Candelora feared another Trump campaign would be all about his personality, not his policies.
“I would hope that our president would reflect on the events over the last four years and think long and hard before he makes a decision like that,” Candelora said. “Regardless of whether people supported his policies or didn’t support his policies, the debate revolved around his personality because he has a very strong personality the way he presents. If that doesn’t change, I don’t think that’s helpful to the American people.”
U.S. Rep. Jim Himes, D-4, blasted Trump’s supporters and the Republicans who voted to acquit him.
“That millions of Americans admire him is a sickness in the land,” Himes said. “The Republican senators and congressmen who defended him have poisoned their legacies.”
Trump was defended by lawyers David Schoen, a criminal defense lawyer from Alabama, Bruce Castor, the former acting Attorney General of Pennsylvania, and Michael T. van der Veen, a criminal attorney from Pennsylvania. Van der Veen, who gave the defense’s closing arguments, obtained his law degree from Quinnipiac Law School in 1988 and graduated in 1981 from Choate Rosemary Hall in Wallingford.
One of the House managers prosecuting the case against Trump, U.S. Delegate Stacey Plaskett, D-V.I., graduated from Choate just three years after Van Der Veen. It’s not clear if they knew each other there.
While the historic trial — the first for a president who has left office and the first time a presidents has faced a second impeachment trial — is over, investigations into the events of Jan. 6 and leading up to it will continue.

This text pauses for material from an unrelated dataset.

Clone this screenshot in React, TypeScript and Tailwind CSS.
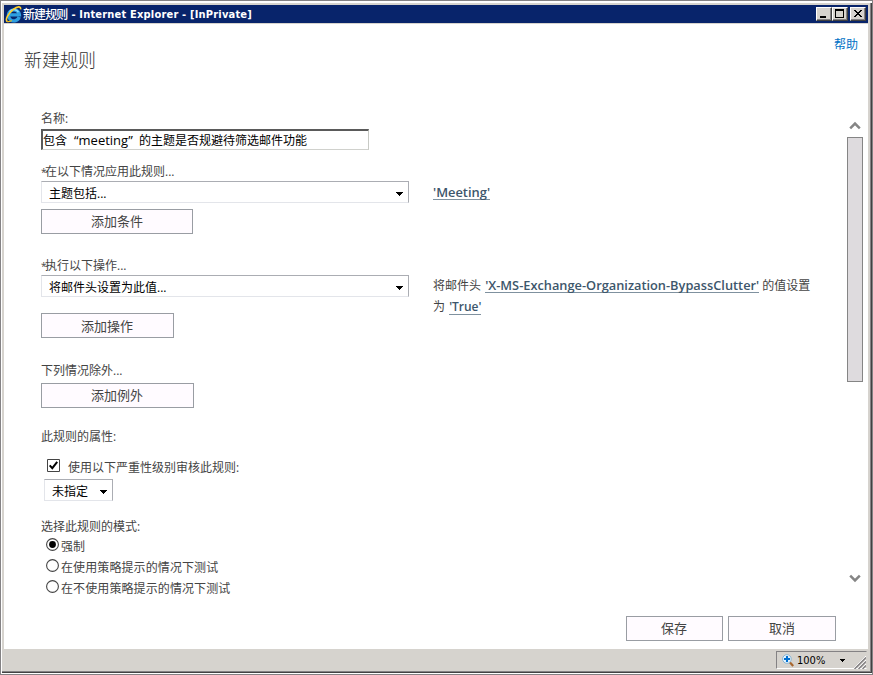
import type { ReactNode } from "react";

function Label({ children, className = "" }: { children: ReactNode; className?: string }) {
  return <div className={`h-5 whitespace-nowrap leading-[22px] text-[#444] ${className}`}>{children}</div>;
}

function Required() {
  return <span className="inline-block w-1 text-[10px] leading-none">*</span>;
}

function PushButton({ children, className = "" }: { children: ReactNode; className?: string }) {
  return (
    <button type="button" className={`block h-[25px] shrink-0 border border-[#999da3] bg-[#fffbff] text-center text-[13px] leading-[23px] text-[#444] ${className}`}>
      {children}
    </button>
  );
}

function Caret() {
  return (
    <svg width="7" height="4" viewBox="0 0 7 4" shapeRendering="crispEdges" className="shrink-0">
      <path d="M0 0h7v1h-1v1h-1v1h-1v1h-1v-1h-1v-1h-1v-1h-1z" fill="#000" />
    </svg>
  );
}

function Select({ children, className = "" }: { children: ReactNode; className?: string }) {
  return (
    <div className={`flex h-[22px] items-center justify-between border border-t-[#abadb3] border-r-[#abadb3] border-b-[#e3e5ea] border-l-[#e3e5ea] bg-white pr-[5px] pl-[7px] text-black ${className}`}>
      <span className="whitespace-nowrap pt-[3px] leading-5">{children}</span>
      <span className="pt-1"><Caret /></span>
    </div>
  );
}

function Radio({ children, checked = false }: { children: ReactNode; checked?: boolean }) {
  return (
    <div className="flex h-[21px] items-start pl-[5px] text-[#444]">
      <svg width="13" height="13" viewBox="0 0 13 13" className="mt-[2px] shrink-0">
        <circle cx="6.5" cy="6.5" r="5.9" fill="#fff" stroke="#444" strokeWidth="1.1" />
        {checked && <circle cx="6.5" cy="6.5" r="3.4" fill="#000" />}
      </svg>
      <span className="ml-[2px] whitespace-nowrap leading-[22px] tracking-[0.1px]">{children}</span>
    </div>
  );
}

function WindowButton({ d, className = "" }: { d: string; className?: string }) {
  return (
    <button type="button" className={`h-[14px] w-4 border border-t-white border-r-[#404040] border-b-[#404040] border-l-white bg-[#d6d3ce] shadow-[inset_-1px_-1px_0_#848284] ${className}`}>
      <svg width="14" height="12" viewBox="0 0 14 12" shapeRendering="crispEdges" className="block">
        <path d={d} fill="#000" />
      </svg>
    </button>
  );
}

function Logo() {
  return (
    <svg width="17" height="17" viewBox="0 0 17 17" className="shrink-0">
      <path d="M14.2 11A5.5 5.5 0 1 1 14.4 8.8H5" fill="none" stroke="#2e9fe0" strokeWidth="3.3" />
      <path d="M13.4 6.2A5.2 5.2 0 0 0 4.6 5.6" fill="none" stroke="#8bdcff" strokeWidth="1.5" />
      <path d="M2.5 15.6C-.6 14.2 3.3 7.3 8.3 3.4C12.3.2 16.2-.1 15.6 3.3" fill="none" stroke="#ffd02b" strokeWidth="1.6" />
      <path d="M2.2 15.5c1.2.6 3-.2 4.5-1.1" fill="none" stroke="#f2b90e" strokeWidth="1.2" />
    </svg>
  );
}

function Arrow({ down = false }: { down?: boolean }) {
  return (
    <svg width="12" height="9" viewBox="0 0 12 9" className="shrink-0">
      <path d={down ? "M1.2 1.7L6 6.5l4.8-4.8" : "M1.2 7.3L6 2.5l4.8 4.8"} fill="none" stroke="#858585" strokeWidth="2.5" />
    </svg>
  );
}

function Link({ children, className = "text-[12.8px]" }: { children: ReactNode; className?: string }) {
  return <a className={`inline-block h-[15px] border-b border-[#7f919f] font-['Open_Sans','Noto_Sans_CJK_SC',sans-serif] leading-[14px] font-semibold text-[#3d566b] ${className}`}>{children}</a>;
}

export default function App() {
  return (
    <div className="h-[675px] w-[873px] overflow-hidden border border-[#848284] bg-white pt-[2px] pb-px pl-px font-['Open_Sans','Noto_Sans_CJK_SC',sans-serif] text-[12px]">
      <div className="flex h-[670px] flex-col border-r border-b border-[#424142] bg-[#d6d3ce]">
        <div className="flex h-full flex-col border-r border-b border-[#848284] pt-[2px] pr-[2px] pl-[2px]">
          <header className="flex h-[18px] shrink-0 items-center bg-[#08246b] pr-[2px] pl-px">
            <Logo />
            <span className="ml-[1px] text-[12px] leading-[18px] whitespace-nowrap text-white font-['Noto_Sans_CJK_SC',sans-serif] font-medium tracking-[-0.9px]">新建规则</span>
            <span className="ml-[4px] pt-px text-[11px] leading-[18px] font-bold tracking-[0.19px] whitespace-nowrap text-white font-['DejaVu_Sans_Condensed','DejaVu_Sans',sans-serif] [font-stretch:condensed]">- Internet Explorer - [InPrivate]</span>
            <div className="ml-auto flex">
              <WindowButton d="M3 8h6v2H3z" />
              <WindowButton d="M2 1h9v9H2zM3 3v6h7V3z" />
              <WindowButton className="ml-[2px]" d="M3 2h2v1h1v1h2V3h1V2h2v1h-1v1H9v1H8v1h1v1h1v1h1v1H9V8H8V7H6v1H5v1H3V8h1V7h1V6h1V5H5V4H4V3H3z" />
            </div>
          </header>

          <main className="mt-px flex h-[625px] shrink-0 flex-col bg-white">
            <div className="flex h-[84px] shrink-0 justify-between pr-[10px] pl-5">
              <h1 className="pt-[23px] text-[18px] leading-6 font-light text-[#333] font-['Noto_Sans_CJK_SC',sans-serif]">新建规则</h1>
              <a className="pt-[11px] leading-5 text-[#0072c6]">帮助</a>
            </div>
            <div className="flex h-[508px] shrink-0 pl-[37px]">
              <form className="w-[368px] shrink-0">
                <Label>名称:</Label>
                <div className="mt-px flex h-[21px] w-[328px] border border-t-2 border-l-2 border-t-[#5a5a5a] border-r-[#c8cac5] border-b-[#d0d1cd] border-l-[#5a5a5a] bg-white leading-[20px] whitespace-nowrap text-black">
                  包含<span className="ml-[7px] text-[13px] leading-[19px]">“meeting”</span><span className="ml-auto mr-[61px]">的主题是否规避待筛选邮件功能</span>
                </div>
                <Label className="mt-[11px]"><Required />在以下情况应用此规则...</Label>
                <Select>主题包括...</Select>
                <PushButton className="mt-[6px] w-[152px]">添加条件</PushButton>
                <Label className="mt-[21px]"><Required />执行以下操作...</Label>
                <Select>将邮件头设置为此值...</Select>
                <PushButton className="mt-4 w-[133px] pt-px pr-px">添加操作</PushButton>
                <Label className="mt-[22px]">下列情况除外...</Label>
                <PushButton className="mt-[3px] w-[153px] pr-px">添加例外</PushButton>
                <Label className="mt-[18px]">此规则的属性:</Label>
                <div className="mt-[11px] flex h-5 items-start pl-[6px] text-[#444]">
                  <svg width="13" height="13" viewBox="0 0 13 13" className="mt-[2px] shrink-0">
                    <path d="M.5.5h12v12H.5z" fill="#fff" stroke="#444" />
                    <path d="M2.7 6.3L5.3 9.2L10.2 2.9" fill="none" stroke="#000" strokeWidth="2" />
                  </svg>
                  <span className="ml-2 leading-[22px] whitespace-nowrap">使用以下严重性级别审核此规则:</span>
                </div>
                <Select className="mt-[2px] ml-[3px] w-[69px]">未指定</Select>
                <Label className="mt-[15px]">选择此规则的模式:</Label>
                <Radio checked>强制</Radio>
                <Radio>在使用策略提示的情况下测试</Radio>
                <Radio>在不使用策略提示的情况下测试</Radio>
              </form>
              <aside className="ml-6 w-[390px] shrink-0 pt-[74px] leading-[21px] text-[#444]">
                <div className="h-[21px]"><Link className="text-[12.9px]">'Meeting'</Link></div>
                <div className="mt-[72px] whitespace-nowrap">
                  <div className="h-[21px]">将邮件头 <Link className="ml-px text-[12.8px]">'X-MS-Exchange-Organization-BypassClutter'</Link> 的值设置</div>
                  <div className="h-[21px]">为 <Link className="ml-px text-[12px]">'True'</Link></div>
                </div>
              </aside>
              <div className="ml-auto flex h-[475px] w-4 flex-col items-center pt-[13px] mr-[5px]">
                <Arrow />
                <div className="mt-[7px] h-[245px] w-4 shrink-0 border border-[#858585] bg-[#dedbde]" />
                <div className="mt-auto"><Arrow down /></div>
              </div>
            </div>
            <div className="flex justify-end gap-[5px] pr-8">
              <PushButton className="w-[97px] pr-px">保存</PushButton>
              <PushButton className="w-[108px]">取消</PushButton>
            </div>
          </main>

          <footer className="flex h-[22px] shrink-0 items-start justify-end pt-[2px] pr-px">
            <div className="flex h-[18px] w-[91px] items-center border border-t-[#848284] border-r-transparent border-b-white border-l-[#848284] pl-[5px]">
              <svg width="12" height="13" viewBox="0 0 12 13" className="shrink-0">
                <path d="M8 8.5l3.2 3.4" stroke="#a8662e" strokeWidth="2.2" />
                <circle cx="4.9" cy="5" r="4.3" fill="#e7f6ff" stroke="#87b4d4" />
                <path d="M5 2v6M2 5h6" stroke="#006fd0" strokeWidth="2.1" />
              </svg>
              <span className="ml-[3px] w-[38px] pt-px text-[11px] leading-4 text-black font-['DejaVu_Sans_Condensed','DejaVu_Sans',sans-serif] [font-stretch:condensed]">100%</span>
              <svg width="5" height="3" viewBox="0 0 5 3" shapeRendering="crispEdges" className="ml-[5px] shrink-0"><path d="M0 0h5v1H4v1H3v1H2V2H1V1H0z" /></svg>
              <svg width="13" height="13" viewBox="0 0 13 13" className="mt-[4px] ml-auto shrink-0">
                <path d="M0 13L13 0M4 13l9-9M8 13l5-5" stroke="#fff" />
                <path d="M1.5 13L13 1.5M5.5 13L13 5.5M9.5 13L13 9.5" stroke="#848284" strokeWidth="1.5" />
              </svg>
            </div>
          </footer>
        </div>
      </div>
    </div>
  );
}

Blumenthal said he plans to introduce legislation to establish a non-partisan commission to investigate the insurrection, similar to the one that probed the Sept. 11 attacks.
Rep. Rosa DeLauro, D-3, has been leading a congressional effort to examine law enforcement’s response to Jan. 6 through the House Appropriations Committee, which she chairs.
“Like so many others, I will never forget that day. I struggled to put on my gas mask in the House Chamber to the sound of gunshots and calls for violence and huddled with my Republican and Democratic colleagues as we ran and hid from the insurrectionists,” she said. “And I will never forget, and history won’t either, that the attack was the result of months of inspiration and a direct call for violence by the former president.”